Taner is not the first Turkish intellectual to be prosecuted for a violation of the notorious article 301 of the Turkish Criminal Code which makes it an offence to denigrate ‘Turkishness’. In 2006 Taner wrote about the prosecution of Hrant Dink, an Armenian living in Turkey who was later assassinated by an extremist. Private complaints were lodged against him based on article 301, although the public prosecutor did not proceed. Before the European Court, he showed that in a four-month period in 2008 total of 116 people, 77 of whom were journalists, were prosecuted. He also claimed that the criminal complaints filed against him for his views had turned into a harassment campaign, with the media presenting him as a ‘traitor’ and ‘German spy’.

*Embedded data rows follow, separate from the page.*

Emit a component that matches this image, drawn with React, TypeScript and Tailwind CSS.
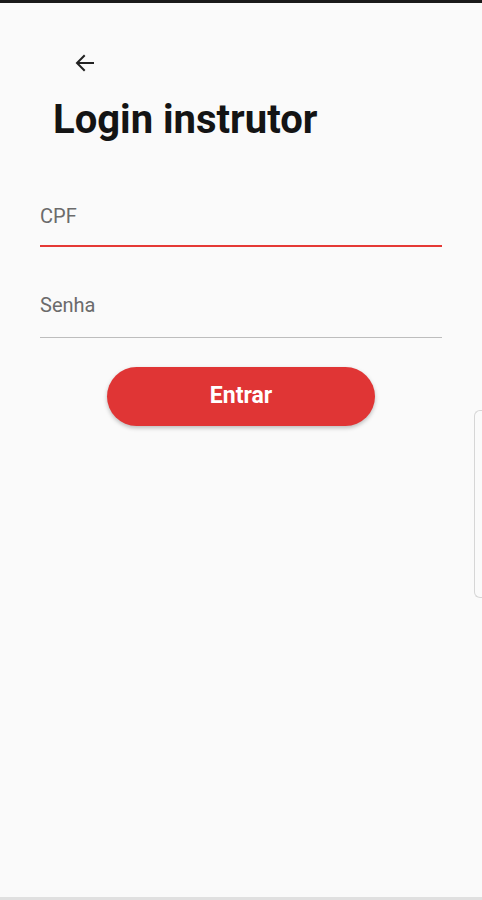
import React from "react"

export default function App() {
  return (
    <div
      className="relative w-[482px] h-[900px] overflow-hidden bg-[#fafafa]"
      style={{ fontFamily: "Roboto, 'Noto Sans', sans-serif" }}
    >
      <div className="h-[3px] bg-[#1a1a1a]" />

      <div className="pl-[73px] pt-[48px] h-[75px]">
        <svg width="24" height="24" viewBox="0 0 24 24" fill="none" stroke="#222" strokeWidth="2" strokeLinecap="square">
          <path d="M20 12H5" />
          <path d="M11 5l-7 7 7 7" />
        </svg>
      </div>

      <h1 className="pl-[53px] mt-[18px] text-[40px] leading-[48px] font-bold text-[#141414]">
        Login instrutor
      </h1>

      <div className="mx-[40px] mt-[52px]">
        <div className="pt-[8px] pb-[15px] border-b-2 border-[#e53935]">
          <span className="text-[20px] leading-[24px] text-[#6b6b6b]">CPF</span>
        </div>
        <div className="mt-[46px] pb-[18px] border-b border-[#bdbdbd]">
          <span className="text-[20px] leading-[24px] text-[#6b6b6b]">Senha</span>
        </div>
      </div>

      <div className="flex justify-center mt-[29px]">
        <button className="w-[268px] h-[59px] rounded-full bg-[#e03535] text-white text-[23px] font-bold shadow-[0_2px_4px_rgba(0,0,0,0.25)]">
          Entrar
        </button>
      </div>

      <div className="absolute right-0 top-[410px] w-[8px] h-[188px] rounded-l-[6px] border border-r-0 border-[#d6d6d6] bg-[#fafafa]" />
      <div className="absolute left-0 right-0 bottom-0 h-[3px] bg-[#e0e0e0]" />
    </div>
  )
}
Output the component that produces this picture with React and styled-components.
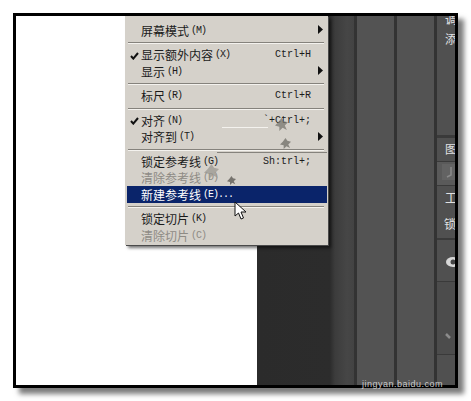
import styled, { createGlobalStyle } from "styled-components";

const GlobalStyle = createGlobalStyle`
  html, body {
    margin: 0;
    padding: 0;
    background: #fff;
  }
`;

const Page = styled.div`
  width: 471px;
  height: 401px;
  padding: 13px;
  box-sizing: border-box;
  background: #fff;
  overflow: hidden;
`;

const Frame = styled.div`
  position: relative;
  width: 445px;
  height: 375px;
  box-sizing: border-box;
  border: 3px solid #000;
  display: flex;
  box-shadow: 6px 6px 5px #7c7c7c;
`;

const Canvas = styled.div`
  flex: none;
  width: 241px;
  background: #fff;
`;

const Workspace = styled.div`
  flex: 1;
  min-width: 0;
  display: flex;
  background: #2b2b2b;
`;

const Pasteboard = styled.div`
  flex: none;
  width: 97px;
  background: linear-gradient(
    to right,
    #2b2b2b 0,
    #2c2c2c 73px,
    #3c3c3c 78px,
    #464646 90px,
    #434343 97px
  );
`;

const Divider = styled.div`
  flex: none;
  width: 3px;
  background: #333;
`;

const Column = styled.div`
  flex: none;
  width: 37px;
  background: #535353;
`;

const Panel = styled.div`
  flex: 1;
  min-width: 0;
  display: flex;
  flex-direction: column;
  background: #505050;
  overflow: hidden;
  font-family: "Noto Sans CJK SC", sans-serif;
  font-size: 12px;
  color: #e2e2e2;
`;

const PanelRow = styled.div`
  flex: none;
  height: ${(p) => p.$h}px;
  box-sizing: border-box;
  padding-left: ${(p) => p.$indent || 8}px;
  line-height: ${(p) => p.$lh || p.$h}px;
  background: ${(p) => p.$bg || "transparent"};
  border-bottom: ${(p) => (p.$line ? `${p.$line}px solid #3a3a3a` : "none")};
  white-space: nowrap;
  overflow: hidden;
`;

const PanelGlyphs = styled.div`
  margin-top: -7px;
  line-height: 20px;
`;

const PanelIcon = styled.svg`
  display: block;
`;

const Menu = styled.div`
  position: absolute;
  left: 109px;
  top: 0;
  width: 203px;
  height: 229px;
  box-sizing: border-box;
  padding: 6.3px 1px 1px 2px;
  background: #d5d1ca;
  box-shadow: 1px 1px 0 #4a4a4a, 3px 3px 3px rgba(0, 0, 0, 0.55);
  font-family: "Noto Sans CJK SC", sans-serif;
  font-size: 12px;
`;

const Item = styled.div`
  position: relative;
  height: 16.5px;
  line-height: 16px;
  display: flex;
  align-items: center;
  padding-left: 14px;
  white-space: nowrap;
  color: ${(p) => (p.$active ? "#fff" : p.$disabled ? "#8e8b85" : "#1a1a1a")};
  background: ${(p) => (p.$active ? "#0a246a" : "transparent")};
`;

const Key = styled.span`
  font-family: "Liberation Mono", monospace;
  font-size: 10px;
  letter-spacing: -1px;
  margin-left: 2px;
`;

const Shortcut = styled.span`
  position: absolute;
  right: 16px;
  font-family: "Liberation Mono", monospace;
  font-size: 10px;
`;

const Check = styled.svg`
  position: absolute;
  left: 3px;
  top: 5px;
`;

const Arrow = styled.svg`
  position: absolute;
  right: 4px;
  top: 3px;
`;

const Separator = styled.div`
  height: 8px;
  display: flex;
  align-items: center;
  &::before {
    content: "";
    flex: 1;
    margin: 0 3px 0 1px;
    height: 1px;
    background: #85827c;
    box-shadow: 0 1px 0 #f4f2ee;
  }
`;

// stray marks left over from the watermark
const Stain = styled.svg`
  position: absolute;
  left: ${(p) => p.$x}px;
  top: ${(p) => p.$y}px;
`;

const Streak = styled.div`
  position: absolute;
  left: ${(p) => p.$x}px;
  top: ${(p) => p.$y}px;
  width: ${(p) => p.$w}px;
  height: 1px;
  background: ${(p) => p.$color};
`;

const Pointer = styled.svg`
  position: absolute;
  left: 218px;
  top: 185px;
`;

const Credit = styled.span`
  position: absolute;
  left: 346px;
  bottom: -4px;
  font-family: "Liberation Sans", sans-serif;
  font-size: 9px;
  line-height: 9px;
  color: #c9c9c9;
  white-space: nowrap;
  letter-spacing: 0.5px;
`;

const MenuArrow = () => (
  <Arrow width="5" height="9" viewBox="0 0 5 9">
    <path d="M0 0 L5 4.5 L0 9 Z" fill="#111" />
  </Arrow>
);

const MenuCheck = () => (
  <Check width="9" height="8" viewBox="0 0 9 8">
    <path d="M1 4 L3.3 6.6 L8 1" fill="none" stroke="#111" strokeWidth="2" />
  </Check>
);

const Blob = ({ x, y, size = 12, color = "#77756f" }) => (
  <Stain $x={x} $y={y} width={size} height={size} viewBox="0 0 12 12">
    <path
      d="M6 0 L8 3 L12 4 L9 7 L11 11 L7 9 L4 12 L4 8 L0 7 L3 4 Z"
      fill={color}
      opacity="0.75"
    />
  </Stain>
);

export default function App() {
  return (
    <Page>
      <GlobalStyle />
      <Frame>
        <Canvas />
        <Workspace>
          <Pasteboard />
          <Divider />
          <Column />
          <Divider />
          <Column />
          <Divider />
          <Panel>
            <PanelRow $h={122} $line={3}>
              <PanelGlyphs>
                调
                <br />
                添
              </PanelGlyphs>
            </PanelRow>
            <PanelRow $h={24} $lh={22} $line={1}>图</PanelRow>
            <PanelRow $h={24} $indent={5} $line={1} $bg="#5a5a5a">
              <PanelIcon width="13" height="20" viewBox="0 0 13 20">
                <rect x="0" y="2" width="13" height="16" fill="#636363" />
                <path d="M9 5 V13 L5 15" fill="none" stroke="#8a8a8a" strokeWidth="1.5" />
              </PanelIcon>
            </PanelRow>
            <PanelRow $h={24} $lh={24}>工</PanelRow>
            <PanelRow $h={30} $lh={28} $indent={7} $line={2}>锁</PanelRow>
            <PanelRow $h={42} $indent={8} $line={1}>
              <PanelIcon width="12" height="42" viewBox="0 0 12 42">
                <ellipse cx="8" cy="22" rx="7" ry="5" fill="#d8d8d8" />
                <circle cx="8" cy="22" r="2.5" fill="#444" />
              </PanelIcon>
            </PanelRow>
            <PanelRow $h={73} $indent={8} $line={1} $bg="#4c4c4c">
              <PanelIcon width="10" height="72" viewBox="0 0 10 72">
                <path d="M1 52 L5 56" stroke="#8c8c8c" strokeWidth="2.5" />
              </PanelIcon>
            </PanelRow>
            <PanelRow $h={30} />
          </Panel>
        </Workspace>

        <Menu>
          <Item>
            屏幕模式<Key>(M)</Key>
            <MenuArrow />
          </Item>
          <Separator />
          <Item>
            <MenuCheck />
            显示额外内容<Key>(X)</Key>
            <Shortcut>Ctrl+H</Shortcut>
          </Item>
          <Item>
            显示<Key>(H)</Key>
            <MenuArrow />
          </Item>
          <Separator />
          <Item>
            标尺<Key>(R)</Key>
            <Shortcut>Ctrl+R</Shortcut>
          </Item>
          <Separator />
          <Item>
            <MenuCheck />
            对齐<Key>(N)</Key>
            <Shortcut>`+Ctrl+;</Shortcut>
          </Item>
          <Item>
            对齐到<Key>(T)</Key>
            <MenuArrow />
          </Item>
          <Separator />
          <Item>
            锁定参考线<Key>(G)</Key>
            <Shortcut>Sh:trl+;</Shortcut>
          </Item>
          <Item $disabled>
            清除参考线<Key>(D)</Key>
          </Item>
          <Item $active>
            新建参考线<Key>(E)...</Key>
          </Item>
          <Separator />
          <Item>
            锁定切片<Key>(K)</Key>
          </Item>
          <Item $disabled>
            清除切片<Key>(C)</Key>
          </Item>
        </Menu>

        <Streak $x={206} $y={111} $w={46} $color="#f4f2ee" />
        <Streak $x={201} $y={136} $w={110} $color="#85827c" />
        <Blob x={259} y={102} size={13} />
        <Blob x={264} y={122} size={11} color="#6e6c66" />
        <Blob x={188} y={148} size={15} color="#9a9790" />
        <Blob x={211} y={160} size={9} color="#55534e" />

        <Pointer width="14" height="20" viewBox="0 0 14 20">
          <path
            d="M1 1 L1 15 L4.5 12 L7 18 L9.5 17 L7 11 L12 11 Z"
            fill="#fff"
            stroke="#111"
            strokeWidth="1"
          />
        </Pointer>

        <Credit>jingyan.baidu.com</Credit>
      </Frame>
    </Page>
  );
}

In yesterday’s judgment, the European Court said there had been an ‘interference’ with Taner’s freedom of expression. According to the ruling,
while the legislator’s aim of protecting and preserving values and State institutions from public denigration can be accepted to a certain extent, the scope of the terms under Article 301 of the Criminal Code, as interpreted by the judiciary, is too wide and vague and thus the provision constitutes a continuing threat to the exercise of the right to freedom of expression. In other words, the wording of the provision does not enable individuals to regulate their conduct or to foresee the consequences of their acts. As is clear from the number of investigations and prosecutions brought under this provision …, any opinion or idea that is regarded as offensive, shocking or disturbing can easily be the subject of a criminal investigation by public prosecutors. (para. 93)
Thanks to Payam Akhavan.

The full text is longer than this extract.